Sebelumnya, pemerintah Indonesia menyampaikan keberhasilan serta tantangan negara dalam melakukan pembangunan nasional di bidang HAM selama 5 tahun belakangan. Menteri Hukum dan HAM (Menkumham) Yasonna Hamonangan Laoly mengatakan banyak kemajuan yang telah dicapai. Tapi pemerintah Indonesia pun tak mengabaikan adanya sejumlah tantangan.

“Khususnya ketika kita semua menghadapi ujian yang berat dengan adanya Pandemi Covid-19,” ujar Menteri Hukum dan HAM (Menkumham) Yasonna H Laoly, sebagaimana dikutip dari laman Kementerian Luar Negeri RI, Rabu (9/11/2022).

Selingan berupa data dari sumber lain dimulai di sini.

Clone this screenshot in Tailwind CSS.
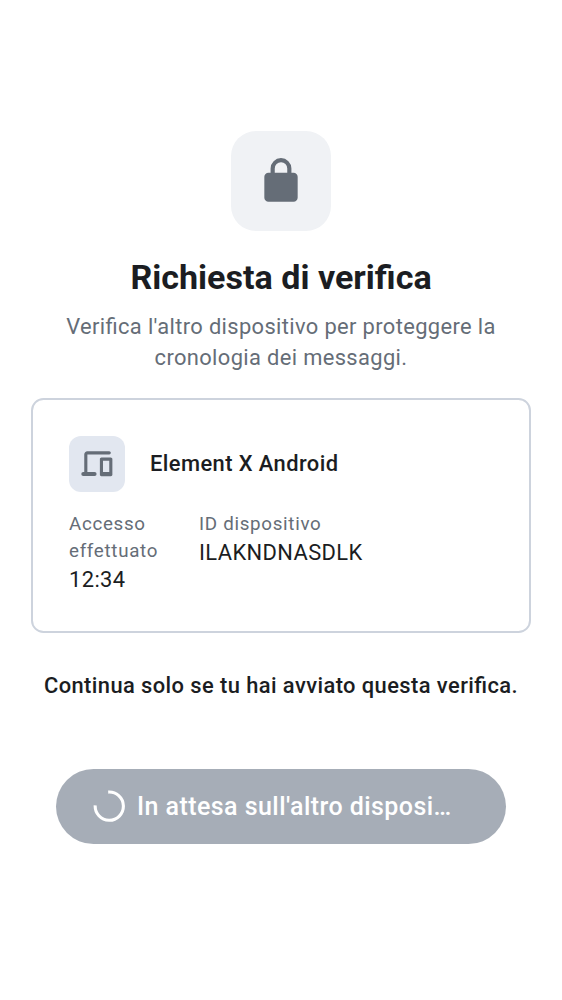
<!DOCTYPE html>
<html lang="it"><head><meta charset="utf-8"><title>Richiesta di verifica</title>
<script src="https://cdn.jsdelivr.net/npm/@tailwindcss/browser@4"></script></head>
<body class="bg-white font-['Roboto',sans-serif] text-[#1b1d22] [font-feature-settings:'liga'_1]">
<main class="w-[562px] h-[1000px] overflow-hidden flex flex-col items-center pt-[131px]">
<div class="size-[100px] rounded-[25px] bg-[#f0f2f5] flex items-center justify-center shrink-0">
<svg class="size-[50px]" viewBox="0 0 24 24" fill="#656d77"><path d="M6 22q-.824 0-1.412-.587A1.93 1.93 0 0 1 4 20V10q0-.825.588-1.412A1.93 1.93 0 0 1 6 8h1V6q0-2.075 1.463-3.537Q9.926 1 12 1q2.075 0 3.537 1.463Q17 3.925 17 6v2h1q.824 0 1.413.588Q20 9.175 20 10v10q0 .824-.587 1.413A1.93 1.93 0 0 1 18 22zM9 8h6V6q0-1.25-.875-2.125A2.9 2.9 0 0 0 12 3q-1.25 0-2.125.875A2.9 2.9 0 0 0 9 6z"/></svg>
</div>
<h1 class="mt-[24px] h-[44px] leading-[44px] text-[34.1px] font-bold whitespace-nowrap">Richiesta di verifica</h1>
<p class="mt-[12px] text-center text-[21.9px] leading-[31.25px] tracking-[0.36px] text-[#656d77] whitespace-nowrap">Verifica l'altro dispositivo per proteggere la<br>cronologia dei messaggi.</p>
<section class="mt-[24px] w-[500px] h-[235px] shrink-0 rounded-[12.5px] border-2 border-[#cdd3dd] px-9 pt-[36px]">
<div class="flex items-center gap-[25px]">
<div class="size-14 rounded-[12px] bg-[#e2e7f0] flex items-center justify-center"><svg class="size-[37.5px]" viewBox="0 0 24 24" fill="#656d77"><path d="M3.4 19.8a1.3 1.3 0 0 1 0-2.6H4V6q0-.824.588-1.412A1.93 1.93 0 0 1 6 4h14q.424 0 .712.287Q21 4.576 21 5t-.288.713A.97.97 0 0 1 20 6H6v11.2h4.6a1.3 1.3 0 0 1 0 2.6zM15 20a.97.97 0 0 1-.713-.288A.97.97 0 0 1 14 19V9q0-.424.287-.713A.97.97 0 0 1 15 8h6q.424 0 .712.287Q22 8.576 22 9v10q0 .424-.288.712A.97.97 0 0 1 21 20zm1-2.7h4V10h-4z"/></svg></div>
<h2 class="mt-px text-[21.9px] font-medium tracking-[0.42px]">Element X Android</h2></div>
<div class="flex gap-10 mt-[19px]">
<div class="w-[90px]"><div class="text-[18.75px] leading-[27px] tracking-[0.7px] text-[#656d77]">Accesso<br>effettuato</div><div class="-mt-px text-[21.9px] leading-[31px] tracking-[0.39px]">12:34</div></div>
<div><div class="text-[18.75px] leading-[27px] tracking-[0.7px] text-[#656d77]">ID dispositivo</div><div class="-mt-px text-[21.9px] leading-[31px] tracking-[0.39px]">ILAKNDNASDLK</div></div>
</div></section>
<p class="mt-[37px] text-[21.9px] leading-[31px] font-medium tracking-[0.42px] whitespace-nowrap">Continua solo se tu hai avviato questa verifica.</p>
<button class="mt-[68px] w-[450px] h-[75px] shrink-0 rounded-full bg-[#a6adb7] text-white flex items-center pl-[37px]">
<svg class="size-8 shrink-0" viewBox="0 0 32 32" fill="none" stroke="white" stroke-width="3.1"><path d="M15.2 2.1A14.1 14.1 0 1 1 2.2 15.3"/></svg>
<span class="ml-3 mt-0.5 text-[25px] font-medium tracking-[0.44px] whitespace-nowrap">In attesa sull'altro disposi…</span></button>
</main></body></html>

Pada dialog interaktif yang dihadiri 108 negara anggota PBB itu, Indonesia mendapatkan sejumlah pertanyaan beserta rekomendasi tentang kebijakan pemajuan HAM di negara. Seperti isu revisi KUHP, hukuman mati, ratifikasi optional protokol konvensi anti penyiksaan, kebebasan beragama dan berekspresi, perlindungan terhadap hak wanita, anak dan disabilitas, hingga Papua. Menerima sejumlah pertanyaan dan rekomendasi negara-negara anggota PBB, pemerintah telah mencatat untuk dipertimbangkan kembali.

“Pemerintah Indonesia akan mempertimbangkan rekomendasi yang diterima untuk ditindaklanjuti dan menjadi bagian penting dari kebijakan HAM nasional selama lima tahun berikutnya,” kata Yasonna.